======== Material to process ========

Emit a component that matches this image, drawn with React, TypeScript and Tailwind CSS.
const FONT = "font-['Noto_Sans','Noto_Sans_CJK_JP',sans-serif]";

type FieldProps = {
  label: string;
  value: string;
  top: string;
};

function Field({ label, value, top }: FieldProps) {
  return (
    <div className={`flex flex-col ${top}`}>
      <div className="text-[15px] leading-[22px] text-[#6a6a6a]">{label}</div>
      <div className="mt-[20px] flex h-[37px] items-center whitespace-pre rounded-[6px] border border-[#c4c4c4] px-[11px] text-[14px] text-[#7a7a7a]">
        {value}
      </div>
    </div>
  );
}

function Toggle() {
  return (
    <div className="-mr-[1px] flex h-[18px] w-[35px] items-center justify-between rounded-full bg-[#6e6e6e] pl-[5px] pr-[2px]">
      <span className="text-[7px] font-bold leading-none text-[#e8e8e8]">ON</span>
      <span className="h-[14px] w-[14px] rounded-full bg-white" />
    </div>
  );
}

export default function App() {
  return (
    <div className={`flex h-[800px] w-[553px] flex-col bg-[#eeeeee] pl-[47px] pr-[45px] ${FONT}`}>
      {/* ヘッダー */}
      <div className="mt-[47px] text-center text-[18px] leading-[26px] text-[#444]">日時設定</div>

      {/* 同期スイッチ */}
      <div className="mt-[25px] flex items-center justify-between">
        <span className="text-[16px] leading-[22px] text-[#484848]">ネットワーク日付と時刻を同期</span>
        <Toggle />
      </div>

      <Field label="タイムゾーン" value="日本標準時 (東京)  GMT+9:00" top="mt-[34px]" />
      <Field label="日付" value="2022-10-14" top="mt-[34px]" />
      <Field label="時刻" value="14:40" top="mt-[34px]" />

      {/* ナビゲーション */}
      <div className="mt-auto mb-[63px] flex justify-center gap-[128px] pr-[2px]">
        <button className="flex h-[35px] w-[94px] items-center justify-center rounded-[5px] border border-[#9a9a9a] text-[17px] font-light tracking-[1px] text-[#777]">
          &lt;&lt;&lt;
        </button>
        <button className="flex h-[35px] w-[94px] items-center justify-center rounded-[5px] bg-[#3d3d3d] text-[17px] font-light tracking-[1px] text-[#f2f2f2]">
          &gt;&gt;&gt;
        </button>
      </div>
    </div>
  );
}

========
======== Material to process ========

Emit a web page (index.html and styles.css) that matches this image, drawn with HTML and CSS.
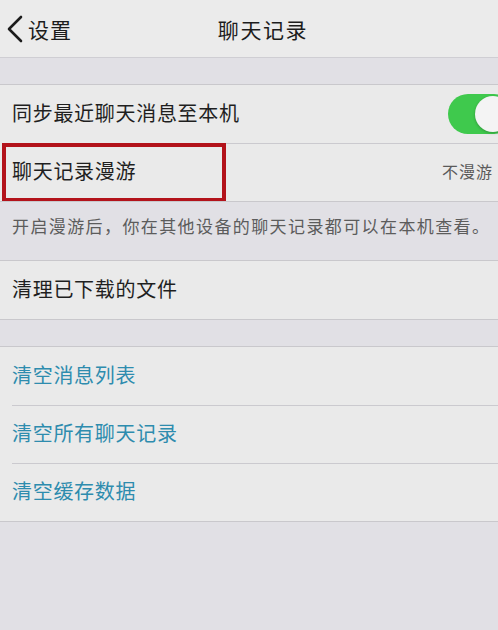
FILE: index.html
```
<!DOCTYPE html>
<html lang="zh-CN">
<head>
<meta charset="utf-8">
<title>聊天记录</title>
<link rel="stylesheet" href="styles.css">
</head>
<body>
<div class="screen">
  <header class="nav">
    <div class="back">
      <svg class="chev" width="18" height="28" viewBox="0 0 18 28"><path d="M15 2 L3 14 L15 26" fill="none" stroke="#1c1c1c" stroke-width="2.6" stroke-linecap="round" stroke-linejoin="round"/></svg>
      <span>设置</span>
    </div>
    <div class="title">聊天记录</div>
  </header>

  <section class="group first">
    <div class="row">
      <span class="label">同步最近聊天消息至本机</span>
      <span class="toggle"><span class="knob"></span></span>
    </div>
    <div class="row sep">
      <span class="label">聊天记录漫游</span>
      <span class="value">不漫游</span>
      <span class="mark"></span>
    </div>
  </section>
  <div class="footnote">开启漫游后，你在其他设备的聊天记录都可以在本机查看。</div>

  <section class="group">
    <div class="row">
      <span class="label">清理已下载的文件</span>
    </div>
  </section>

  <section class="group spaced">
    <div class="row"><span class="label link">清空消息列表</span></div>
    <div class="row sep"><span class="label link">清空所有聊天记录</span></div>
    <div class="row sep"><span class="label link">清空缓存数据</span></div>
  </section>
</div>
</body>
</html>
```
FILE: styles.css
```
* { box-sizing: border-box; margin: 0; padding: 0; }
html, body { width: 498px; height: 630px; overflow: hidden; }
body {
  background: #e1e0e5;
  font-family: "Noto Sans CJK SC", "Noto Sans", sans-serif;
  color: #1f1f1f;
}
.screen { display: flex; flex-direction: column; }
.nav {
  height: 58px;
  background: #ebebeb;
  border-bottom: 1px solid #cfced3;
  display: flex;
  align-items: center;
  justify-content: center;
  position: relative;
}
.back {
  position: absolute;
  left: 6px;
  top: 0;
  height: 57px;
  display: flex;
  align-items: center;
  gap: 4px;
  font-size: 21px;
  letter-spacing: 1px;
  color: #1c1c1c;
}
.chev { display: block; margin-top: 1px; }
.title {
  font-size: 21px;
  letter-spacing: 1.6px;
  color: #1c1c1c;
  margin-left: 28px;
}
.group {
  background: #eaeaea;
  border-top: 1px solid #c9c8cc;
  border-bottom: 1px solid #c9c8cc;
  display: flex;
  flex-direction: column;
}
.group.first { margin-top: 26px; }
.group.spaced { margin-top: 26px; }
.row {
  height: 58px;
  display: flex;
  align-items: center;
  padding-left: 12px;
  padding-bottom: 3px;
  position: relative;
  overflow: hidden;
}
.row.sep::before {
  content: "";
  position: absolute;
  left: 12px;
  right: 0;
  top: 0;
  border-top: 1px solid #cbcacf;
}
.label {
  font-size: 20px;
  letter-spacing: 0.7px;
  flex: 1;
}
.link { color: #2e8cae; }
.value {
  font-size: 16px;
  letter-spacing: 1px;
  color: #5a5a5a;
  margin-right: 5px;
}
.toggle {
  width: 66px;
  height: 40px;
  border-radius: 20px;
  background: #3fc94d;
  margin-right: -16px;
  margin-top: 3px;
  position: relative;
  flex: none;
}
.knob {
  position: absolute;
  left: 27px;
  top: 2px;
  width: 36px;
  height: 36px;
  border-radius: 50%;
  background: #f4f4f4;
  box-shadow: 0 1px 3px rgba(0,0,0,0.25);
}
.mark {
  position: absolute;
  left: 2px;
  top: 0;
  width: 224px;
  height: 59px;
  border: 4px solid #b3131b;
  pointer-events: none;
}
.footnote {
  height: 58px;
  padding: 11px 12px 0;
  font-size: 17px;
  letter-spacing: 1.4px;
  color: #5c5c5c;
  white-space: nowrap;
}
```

========

Exercise prompt: Check the records above line by line and tally those holding the string "that". Answer with the number only.

Answer for the task: 2